Produce. Chilean chef Pilar Rodriguez has created recipes featuring unique Chilean flavors. One centers on the carica, also known as Chilean Golden Papaya, and ulmo honey. Carica is a unique fruit that has been described as a combination of a mango and a peach. It can be used as an appetizer or dessert, in salads and hot dishes. You’ll find it sold in jars in specialty stores and online. Ulmo honey comes from the ulmo tree, native to Chile. It has a creamy texture and a buttery sweetness that make an excellent accompaniment to mild cheeses. It is also available at specialty stores and online.
Chile offers a wide variety of fresh foods and rich flavors to discover.
Chile’s food growing regions
goats, llamas, subtropical fruits such as carica, scallops
avocados, olives, apples, grapes, wine
Central Valley South
dairy products, razor clams, kiwi, grains, cattle, wine
cattle, dairy, berries, salmon, Chilean abalones
Extreme South and Patagonia
beef and sheep, Chilean king crab
Seared Salmon & Avocado Tartar
By Chef Pilar Rodriguez
- 1/2 cup fleur de sel (coarse sea salt)
- 1/2 cup cilantro seeds
- 1 tablespoon merkén
- 1 tablespoon cochayuyo molido ahumado (smoked seaweed powder), optional
- 6 3.5- to 4-ounce boneless, skinless salmon fillets
- 4 tablespoons olive oil
- 2 cups avocado, cut in small cubes
- 1/4 cup finely diced red onion
- 2 tablespoon olive oil
- 2 tablespoon finely diced yellow chili pepper
- Salt to taste
- Pinch sugar
- 1/2 cup cilantro leaves
- 1/2 parsley leaves
- 1/2 teaspoon lemon juice
- Lemon zest
- Coarsely grind and mix salt and all the spices. Reserve in shallow bowl.
- In a non-stick pan, sear salmon filets with olive oil on both sides, just getting a nice golden color (about 90 seconds per side). Do not over cook. The center of the fillet has to be raw.
- Press one side of each fillet into salt-spice mixture and set aside.

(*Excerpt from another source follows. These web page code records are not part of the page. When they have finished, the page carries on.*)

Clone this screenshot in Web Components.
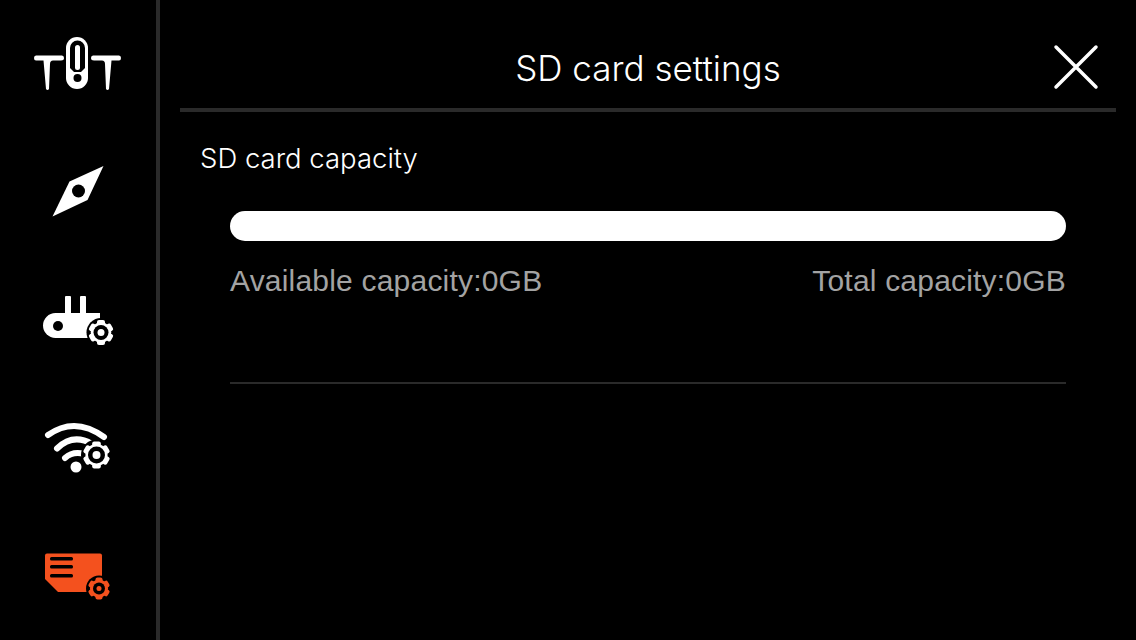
<!DOCTYPE html>
<html>
<head>
<meta charset="utf-8">
<title>SD card settings</title>
<style>
    html, body { margin: 0; height: 100%; background: #000; }
    body { font-family: Inter, "Liberation Sans", Arial, sans-serif; color: #fff; }
</style>
</head>
<body>
<settings-screen>
    <side-nav slot="nav">
        <nav-icon name="drone"></nav-icon>
        <nav-icon name="compass"></nav-icon>
        <nav-icon name="remote"></nav-icon>
        <nav-icon name="wifi"></nav-icon>
        <nav-icon name="card"></nav-icon>
    </side-nav>
    <page-header>SD card settings</page-header>
    <capacity-panel label="SD card capacity" available="Available capacity:0GB" total="Total capacity:0GB"></capacity-panel>
</settings-screen>

<script>
// gear drawn at page coords, halo is the black cut around it
function gear(cx, cy, r, color, hole, dot) {
    let teeth = '';
    for (let i = 0; i < 6; i++) {
        teeth += `<rect x="${cx - r * 0.32}" y="${cy - r}" width="${r * 0.64}" height="${r * 0.5}" rx="2" fill="${color}" transform="rotate(${i * 60} ${cx} ${cy})"/>`;
    }
    return `<circle cx="${cx}" cy="${cy}" r="${r + 2}" fill="#000"/>
        ${teeth}
        <circle cx="${cx}" cy="${cy}" r="${r * 0.82}" fill="${color}"/>
        <circle cx="${cx}" cy="${cy}" r="${hole}" fill="#000"/>
        ${dot ? `<circle cx="${cx}" cy="${cy}" r="${dot}" fill="${color}"/>` : ''}`;
}

// every icon uses page coords, viewBox picks the row
const ICONS = {
    drone: { row: 0, body: `
        <path fill="#fff" d="M66 48a11 11 0 0 1 22 0V78a11 11 0 0 1-22 0Z"/>
        <path fill="#000" d="M70 48a7.500 7.500 0 0 1 15 0V68L81 72H74L70 68Z"/>
        <rect x="75" y="45" width="5" height="25" rx="2.500" fill="#fff"/>
        <circle cx="77.500" cy="78" r="4" fill="#000"/>
        <path fill="#fff" d="M36 55.500H62Q64 55.500 64 58T61 60.500H53Q50 60.500 50 64L49 89Q47.500 91 46 89L43.500 60.500H36Q34 60.500 34 58T36 55.500Z"/>
        <path fill="#fff" d="M119 55.500H93Q91 55.500 91 58T94 60.500H102Q105 60.500 105 64L106 89Q107.500 91 109 89L111.500 60.500H119Q121 60.500 121 58T119 55.500Z"/>` },
    compass: { row: 1, body: `
        <path fill="#fff" d="M103.500 166 69.500 181.500 52.500 216.500 87.500 200Z"/>
        <circle cx="78.500" cy="191" r="6.500" fill="#000"/>` },
    remote: { row: 2, body: `
        <rect x="65" y="296" width="6" height="20" rx="1" fill="#fff"/>
        <rect x="80" y="296" width="6" height="20" rx="1" fill="#fff"/>
        <path fill="#fff" d="M55.500 313H100V338H55.500a12.500 12.500 0 0 1 0-25Z"/>
        <circle cx="58" cy="326" r="5" fill="#000"/>
        ${gear(101, 332.500, 12.500, '#fff', 7.500, 3.500)}` },
    wifi: { row: 3, body: `
        <g fill="none" stroke="#fff" stroke-width="6" stroke-linecap="round">
            <path d="M48 435Q75 416 104 437"/>
            <path d="M57 448.500Q73 433 92 444"/>
            <path d="M65 458Q73 451 84 454"/>
        </g>
        <circle cx="76" cy="467" r="5.500" fill="#fff"/>
        ${gear(96.500, 455, 13.500, '#fff', 8.500, 4)}` },
    card: { row: 4, body: `
        <path fill="#f4511e" d="M47 553.500H100a2 2 0 0 1 2 2V592H58L45 579V555.500a2 2 0 0 1 2-2Z"/>
        <g fill="#000">
            <rect x="50" y="557" width="23" height="3.500" rx="1.500"/>
            <rect x="50" y="565" width="23" height="3.500" rx="1.500"/>
            <rect x="50" y="574" width="23" height="3.500" rx="1.500"/>
        </g>
        ${gear(99, 588.500, 11, '#f4511e', 6, 2.500)}` }
};

class SettingsScreen extends HTMLElement {
    constructor() {
        super();
        this.attachShadow({ mode: 'open' });
        this.shadowRoot.innerHTML = `
            <style>
                :host { display: flex; width: 1136px; height: 640px; background: #000; overflow: hidden; }
                main { flex: 1; min-width: 0; padding: 0 20px; display: flex; flex-direction: column; }
            </style>
            <slot name="nav"></slot>
            <main><slot></slot></main>
        `;
    }
}

class SideNav extends HTMLElement {
    constructor() {
        super();
        this.attachShadow({ mode: 'open' });
        this.shadowRoot.innerHTML = `
            <style>
                :host { display: flex; flex-direction: column; flex: none; width: 156px; height: 640px; border-right: 4px solid #2a2a2a; }
            </style>
            <slot></slot>
        `;
    }
}

class NavIcon extends HTMLElement {
    constructor() {
        super();
        this.attachShadow({ mode: 'open' });
    }

    connectedCallback() {
        const icon = ICONS[this.getAttribute('name')];
        this.shadowRoot.innerHTML = `
            <style>
                :host { display: block; flex: none; width: 156px; height: 128px; }
                svg { display: block; }
            </style>
            <svg width="156" height="128" viewBox="0 ${icon.row * 128} 156 128">${icon.body}</svg>
        `;
    }
}

class PageHeader extends HTMLElement {
    constructor() {
        super();
        this.attachShadow({ mode: 'open' });
        this.shadowRoot.innerHTML = `
            <style>
                :host { display: flex; flex: none; height: 80px; padding-top: 28px; border-bottom: 4px solid #2a2a2a; align-items: center; justify-content: center; position: relative; }
                h1 { margin: 0; font-size: 35px; font-weight: 300; color: #fff; }
                button { position: absolute; top: 44px; right: 17px; width: 46px; height: 46px; padding: 0; border: 0; background: none; }
                svg { display: block; }
            </style>
            <h1><slot></slot></h1>
            <button aria-label="Close">
                <svg width="46" height="46" viewBox="0 0 46 46" fill="none" stroke="#fff" stroke-width="3.500" stroke-linecap="round">
                    <path d="M3 3 43 43M43 3 3 43"/>
                </svg>
            </button>
        `;
    }
}

class CapacityPanel extends HTMLElement {
    constructor() {
        super();
        this.attachShadow({ mode: 'open' });
    }

    connectedCallback() {
        this.shadowRoot.innerHTML = `
            <style>
                :host { display: block; }
                h2 { margin: 0; padding: 30px 0 0 20px; font-size: 27.500px; line-height: 32px; font-weight: 300; color: #fff; }
                .wrap { margin: 37px 50px 0; }
                .bar { height: 30px; border-radius: 15px; background: #fff; }
                .caps { display: flex; justify-content: space-between; margin-top: 22px; font-family: "Liberation Sans", Arial, sans-serif; font-size: 30px; line-height: 36px; letter-spacing: 0.2px; color: #a3a3a3; }
                hr { margin: 83px 0 0; border: 0; height: 2px; background: #2a2a2a; }
            </style>
            <h2>${this.getAttribute('label')}</h2>
            <div class="wrap">
                <div class="bar"></div>
                <div class="caps">
                    <span>${this.getAttribute('available')}</span>
                    <span>${this.getAttribute('total')}</span>
                </div>
                <hr>
            </div>
        `;
    }
}

customElements.define('settings-screen', SettingsScreen);
customElements.define('side-nav', SideNav);
customElements.define('nav-icon', NavIcon);
customElements.define('page-header', PageHeader);
customElements.define('capacity-panel', CapacityPanel);
</script>
</body>
</html>
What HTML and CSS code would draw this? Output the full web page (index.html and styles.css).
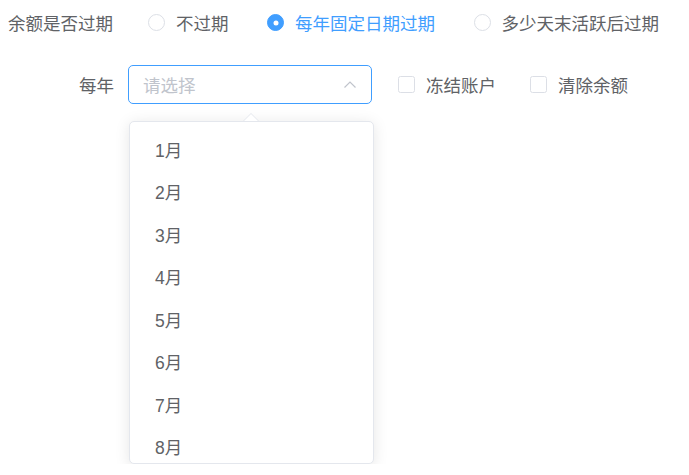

- Mix all ingredients for Avocado Tartar in a bowl and season with salt and pepper to taste. Serve the salmon fillets over the tartar. Serve immediately.
Ulmo Honey Panna Cotta, Grilled Citrus Carica Salad
By Chef Pilar Rodriguez
Makes 8 to 10 4-ounce portions
- 1 quart cream
- 1/4 cup ulmo honey OR honey of choice
- 4 gelatin sheets OR 1 package powdered gelatin
- 4 full caricas OR fresh papayas cut in half to grill
- 1 tablespoon olive oil
- 1 teaspoon sugar
- 2 tablespoons lemon juice
- Lemon zest
- Fresh mint leaves
- Heat cream in small sauce pan and turn off the heat right before boiling point. Add honey and, using a wooden spoon, mix well with the cream. Cool to room temperature and refrigerate.
- Put the gelatin in cold water until you see the gelatin is soft — about three minutes. Discard excess water (gelatin will be softened) and dissolve gelatin in the cream mixture.
- Fill panna cotta containers (or 4-ounce ramekins) 3/4 full and chill until set (about three hours in the refrigerator).
- Brush the caricas with olive oil and grill them over medium heat until color browns a bit (one minute per side). Right before serving, sprinkle lemon juice, sugar to taste and lemon zest on top. Serve on the side of the Panna Cottas (in containers) with mint to garnish.